Personally, I used this algorithm in one of my papers, but it is more suitable for distributed enviroments.
Let N be the set of nodes that we need to interconnect. We want to build a minimum connected dominating set of the graph G, and we want to give priority for nodes in N.
We give each node u a unique identifier id(u). We let w(u) = 0 if u is in N, otherwise w(1).
We create pair (w(u), id(u)) for each node u.
each node u builds a multiset relay node. That is, a set M(u) of 1-hop neigbhors such that each 2-hop neighbor is a neighbor to at least one node in M(u). [the minimum M(u), the better is the solution].
u is in V' if and only if:
u has the smallest pair (w(u), id(u)) among all its neighbors.

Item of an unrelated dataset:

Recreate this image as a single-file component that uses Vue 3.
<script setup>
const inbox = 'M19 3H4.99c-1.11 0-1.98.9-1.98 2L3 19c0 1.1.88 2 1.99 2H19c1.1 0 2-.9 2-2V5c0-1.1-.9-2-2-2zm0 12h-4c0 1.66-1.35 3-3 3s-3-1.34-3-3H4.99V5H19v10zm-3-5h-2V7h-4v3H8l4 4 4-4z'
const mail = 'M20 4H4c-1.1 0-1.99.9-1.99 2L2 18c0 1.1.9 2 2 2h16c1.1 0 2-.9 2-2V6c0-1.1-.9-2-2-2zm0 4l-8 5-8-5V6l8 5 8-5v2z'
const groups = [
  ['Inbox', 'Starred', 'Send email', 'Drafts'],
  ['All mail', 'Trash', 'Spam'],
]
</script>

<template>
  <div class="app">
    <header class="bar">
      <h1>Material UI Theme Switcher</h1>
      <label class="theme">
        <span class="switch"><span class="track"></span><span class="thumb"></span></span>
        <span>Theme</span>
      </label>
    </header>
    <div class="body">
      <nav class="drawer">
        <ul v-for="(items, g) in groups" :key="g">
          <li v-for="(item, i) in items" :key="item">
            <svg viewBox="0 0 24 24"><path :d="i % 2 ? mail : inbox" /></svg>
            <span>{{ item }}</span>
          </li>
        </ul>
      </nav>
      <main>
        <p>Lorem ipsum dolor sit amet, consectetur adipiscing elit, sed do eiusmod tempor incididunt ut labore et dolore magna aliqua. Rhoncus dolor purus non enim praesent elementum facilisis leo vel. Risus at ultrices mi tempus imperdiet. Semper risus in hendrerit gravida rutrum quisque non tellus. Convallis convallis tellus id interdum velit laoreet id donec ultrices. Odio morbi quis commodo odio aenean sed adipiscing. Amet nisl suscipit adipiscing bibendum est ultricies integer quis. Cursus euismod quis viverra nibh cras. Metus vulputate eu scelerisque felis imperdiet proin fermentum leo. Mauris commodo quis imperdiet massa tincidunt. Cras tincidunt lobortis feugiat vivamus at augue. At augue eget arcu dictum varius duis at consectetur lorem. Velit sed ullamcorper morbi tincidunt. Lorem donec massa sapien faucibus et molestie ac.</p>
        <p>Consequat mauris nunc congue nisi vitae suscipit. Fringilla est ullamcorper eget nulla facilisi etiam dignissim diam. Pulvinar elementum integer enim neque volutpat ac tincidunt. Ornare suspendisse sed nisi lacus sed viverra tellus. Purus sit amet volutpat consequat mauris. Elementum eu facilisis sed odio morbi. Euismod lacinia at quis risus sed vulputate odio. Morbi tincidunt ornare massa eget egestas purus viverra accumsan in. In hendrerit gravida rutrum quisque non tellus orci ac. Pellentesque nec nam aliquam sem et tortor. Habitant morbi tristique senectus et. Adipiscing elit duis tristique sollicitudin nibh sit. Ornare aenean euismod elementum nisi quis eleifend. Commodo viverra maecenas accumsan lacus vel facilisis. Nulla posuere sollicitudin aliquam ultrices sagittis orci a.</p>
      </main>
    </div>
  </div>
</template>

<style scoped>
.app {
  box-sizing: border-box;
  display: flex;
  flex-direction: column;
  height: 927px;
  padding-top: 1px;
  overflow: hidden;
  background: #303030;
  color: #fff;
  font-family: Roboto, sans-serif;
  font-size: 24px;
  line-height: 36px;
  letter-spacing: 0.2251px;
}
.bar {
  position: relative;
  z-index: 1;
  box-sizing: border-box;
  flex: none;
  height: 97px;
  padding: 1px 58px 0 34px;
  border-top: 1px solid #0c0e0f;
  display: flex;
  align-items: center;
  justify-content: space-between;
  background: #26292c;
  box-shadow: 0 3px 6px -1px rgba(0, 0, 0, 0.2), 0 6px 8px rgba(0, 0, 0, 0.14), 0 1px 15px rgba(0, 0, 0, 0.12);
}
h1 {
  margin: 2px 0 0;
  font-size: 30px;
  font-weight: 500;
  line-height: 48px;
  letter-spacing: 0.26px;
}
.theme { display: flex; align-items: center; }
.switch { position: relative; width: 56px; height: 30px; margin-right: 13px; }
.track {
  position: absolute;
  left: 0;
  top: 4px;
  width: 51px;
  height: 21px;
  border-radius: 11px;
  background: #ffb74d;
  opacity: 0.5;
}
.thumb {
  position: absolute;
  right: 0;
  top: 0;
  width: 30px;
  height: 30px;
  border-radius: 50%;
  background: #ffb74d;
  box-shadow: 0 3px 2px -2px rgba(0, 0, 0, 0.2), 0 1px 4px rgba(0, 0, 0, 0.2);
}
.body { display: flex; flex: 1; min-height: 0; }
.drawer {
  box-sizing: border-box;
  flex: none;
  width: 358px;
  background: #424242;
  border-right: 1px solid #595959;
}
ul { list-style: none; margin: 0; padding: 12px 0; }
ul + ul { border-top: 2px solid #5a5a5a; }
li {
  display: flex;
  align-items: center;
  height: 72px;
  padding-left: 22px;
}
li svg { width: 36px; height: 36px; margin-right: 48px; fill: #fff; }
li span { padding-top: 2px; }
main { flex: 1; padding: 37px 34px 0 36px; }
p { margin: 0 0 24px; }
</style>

or u is selected in the M(v), where v is a 1-hop neighbor of u with the smallest (w(u),id(u)).
-- the trick when you execute this algorithm in a centralized manner is to be efficient in computing 2-hop neighbors. The best I could get from O(n^3) is to O(n^2.37) by matrix multiplication.
-- I really wish to know what is the approximation ration of this last solution.
I like this reference for heuristics of steiner tree:
The Steiner tree problem, Hwang Frank ; Richards Dana 1955- Winter Pawel 1952
You could try to do the following:
Creating a minimal vertex-cover for the desired nodes N.
Collapse these, possibly unconnected, sub-graphs into "large" nodes. That is, for each sub-graph, remove it from the graph, and replace it with a new node. Call this set of nodes N'.
Do a minimal vertex-cover of the nodes in N'.
"Unpack" the nodes in N'.
Not sure whether or not it gives you an approximation within some specific bound or so. You could perhaps even trick the algorithm to make some really stupid decisions.
As already pointed out, this is the Steiner tree problem in graphs. However, an important detail is that all edges should have weight 1. Because |V'| = |E'| + 1 for any Steiner tree (V',E'), this achieves exactly what you want.
For solving it, I would suggest the following Steiner tree solver (to be transparent: I am one of the developers):
https://scipjack.zib.de/
For graphs with a few thousand edges, you will usually get an optimal solution in less than 0.1 seconds.